Total knee replacement surgery is a major surgery performed only after various other methods of conservative treatment have failed. During the surgery cuts are made in several areas, starting with a long longitudinal incision down the front of the knee at the top of the patella (kneecap), extending down to the tibial tubercle. A cut is then made deep into the capsule to reach the knee joint.
At this point, the knee is entirely exposed. Smaller cuts are made to eliminate cartilage in the bone and to correct deformities before trial hardware is fit inside the knee and test for range of motion. When the right fit is made, the permanent pieces are moved into place and sealed there with bone cement. Knee replacement rehab exercises will begin immediately.
On the day of the surgery, the leg with the new knee will be placed in a CPM, or continuous passive motion machine, that will gently start range of motion therapy for 4-6 hours. This will be repeated each day the patient remains hospitalized, usually three. Physical therapy will begin the next day and happen twice daily, with knee replacement rehab exercises including motion exercises, stretching and strengthening, and beginning to walk with the aid of a walker. The patient usually goes home on the 3rd day post-surgery, although depending on their recovery, they could go for a short 5-12 day stay at a rehab facility.

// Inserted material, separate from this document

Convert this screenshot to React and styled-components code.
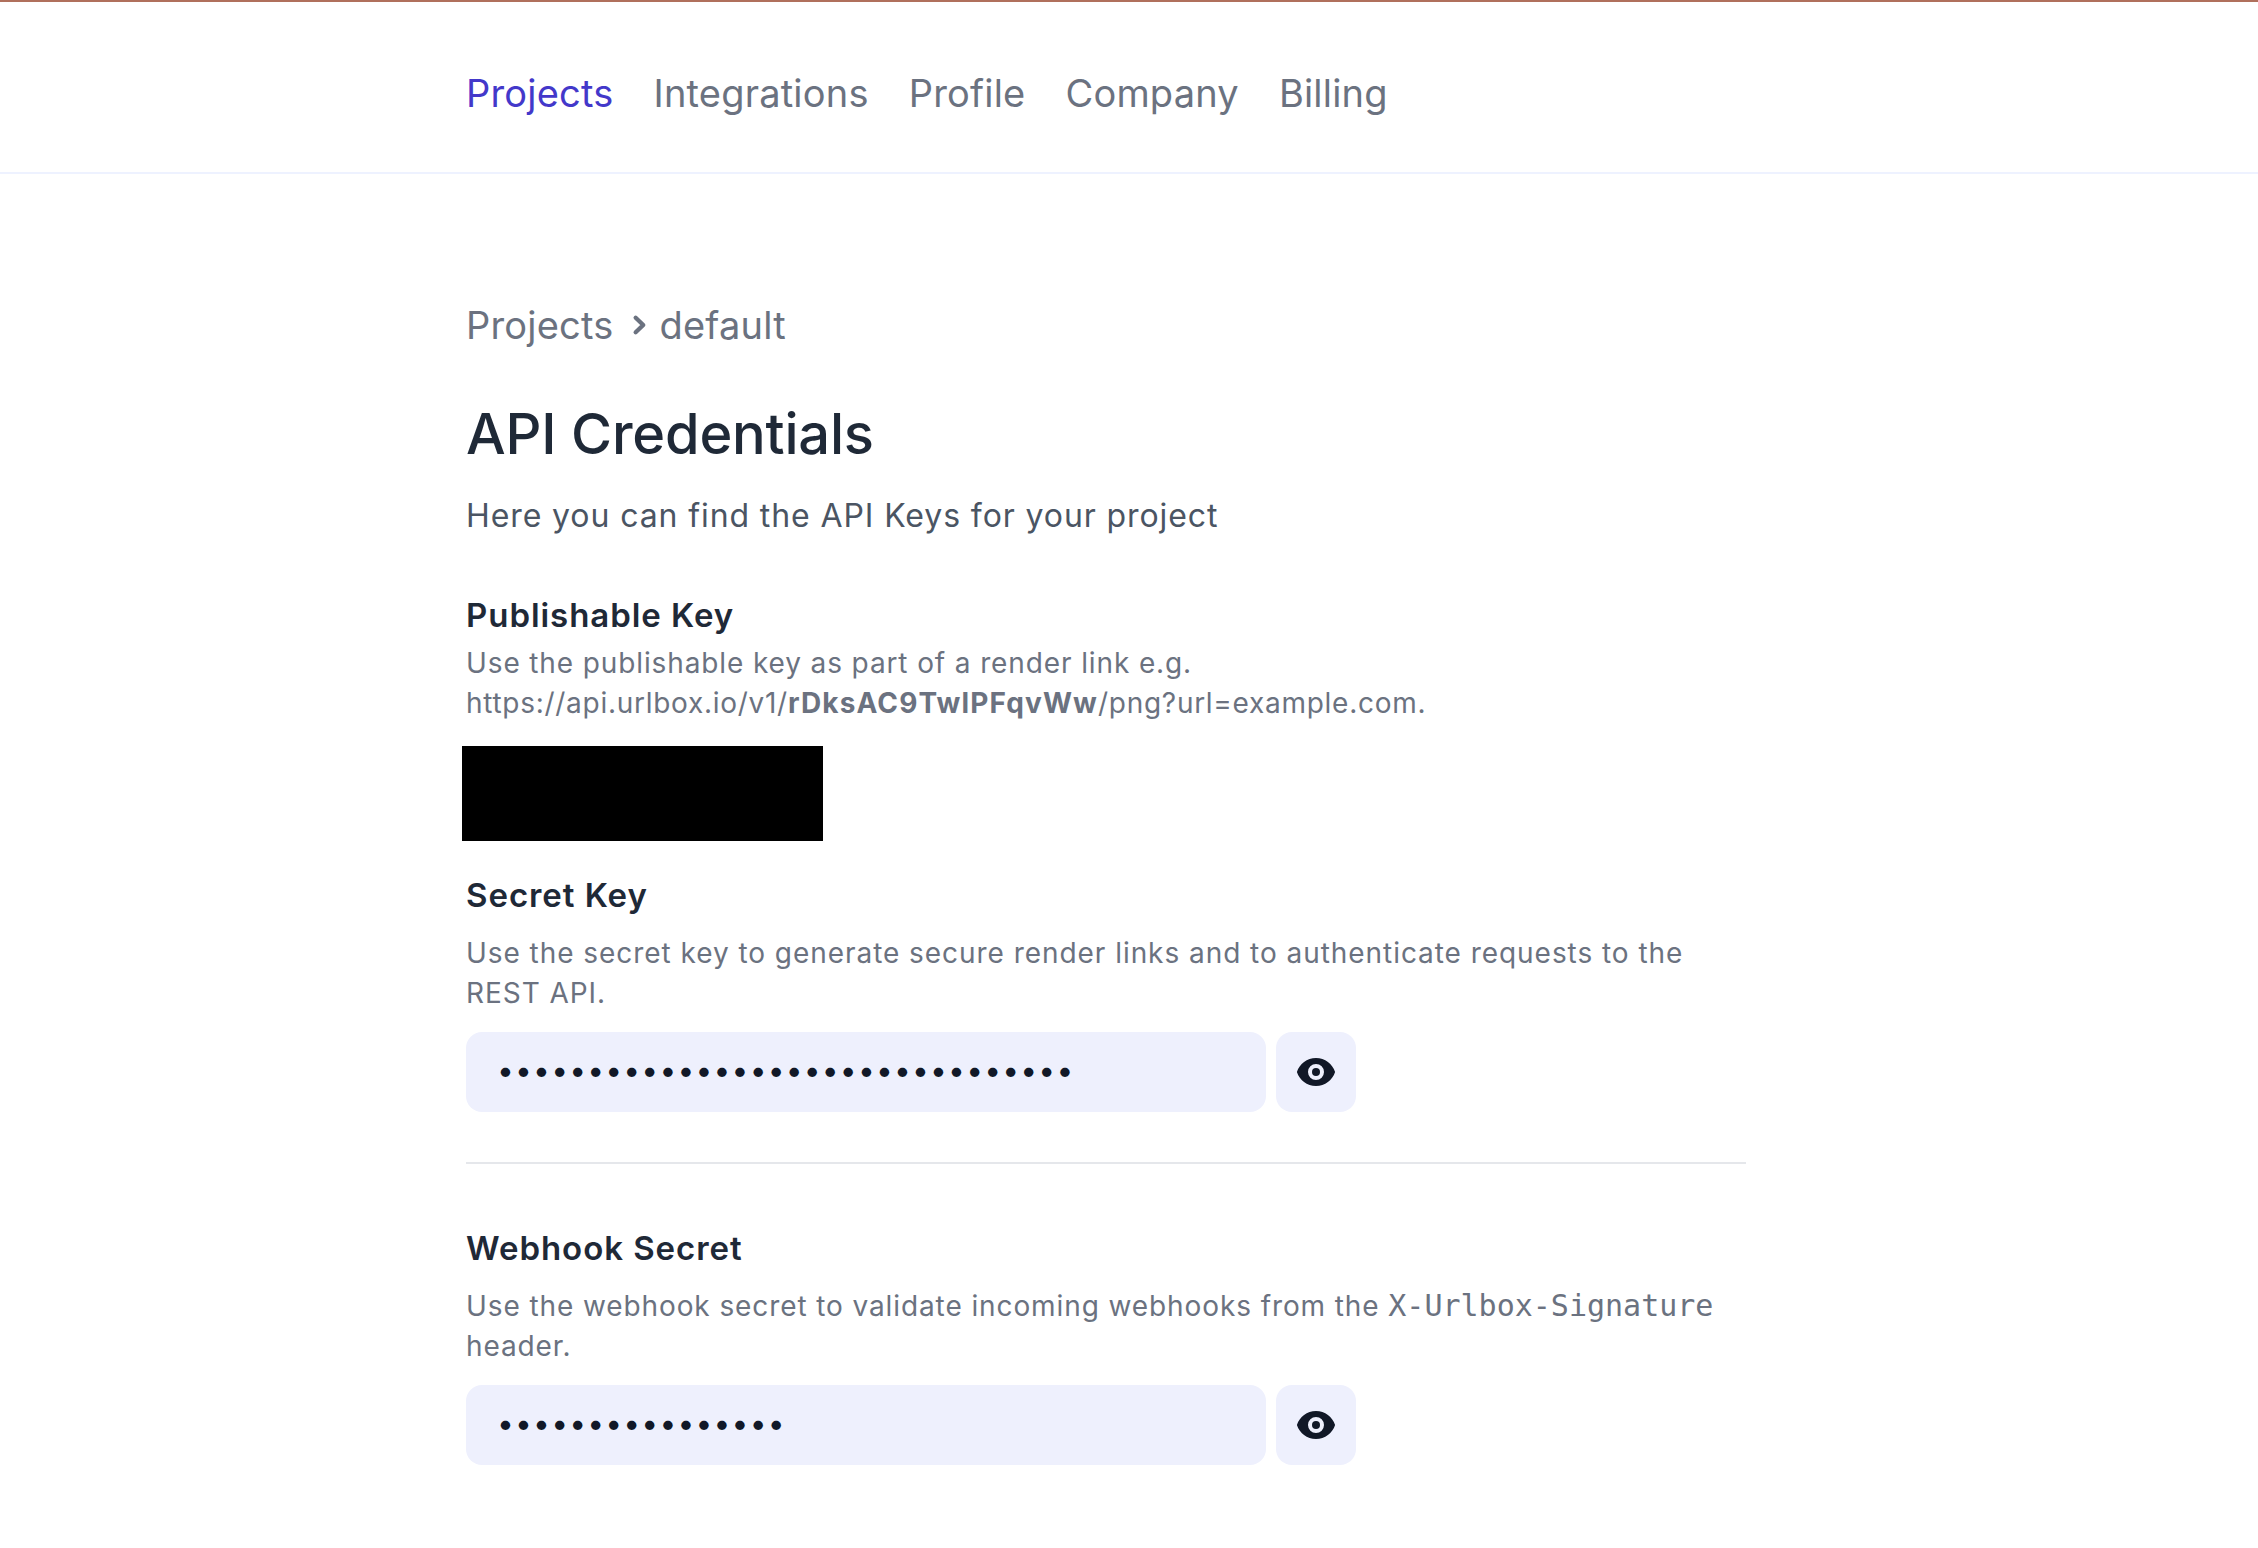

At a skilled nursing facility, if this is where the patient is moved to before home, knee replacement rehab exercises will continue twice a day, with general nursing care provided around the clock, including any dressing changes, administration of pain meds and other medicines, and any assistance the patient may still require. If the patient has gone home, they will have a home health nurse who will visit them 3 to 4 times a week to do the same things that the patient in the rehab facility would be doing, including physical therapy that may, at first, be painful, but ease with each successive week.
At about week 6 to 12 post-operative, most patients will be able to move on to knee replacement rehab exercises that include focusing more on rebuilding strength in the knee. Pain should be decreasing just about weekly at this point and the patient should be able to start coming off the more intense pain medications to using a NSAID or Tylenol. Around weeks 12 to 16, the patient should be resuming most of the normal activities with only the occasional swelling and tenderness and after six months, patients should definitely be feeling like a new person, with full healing taking about one year, give or take a few weeks depending on rehab tolerance.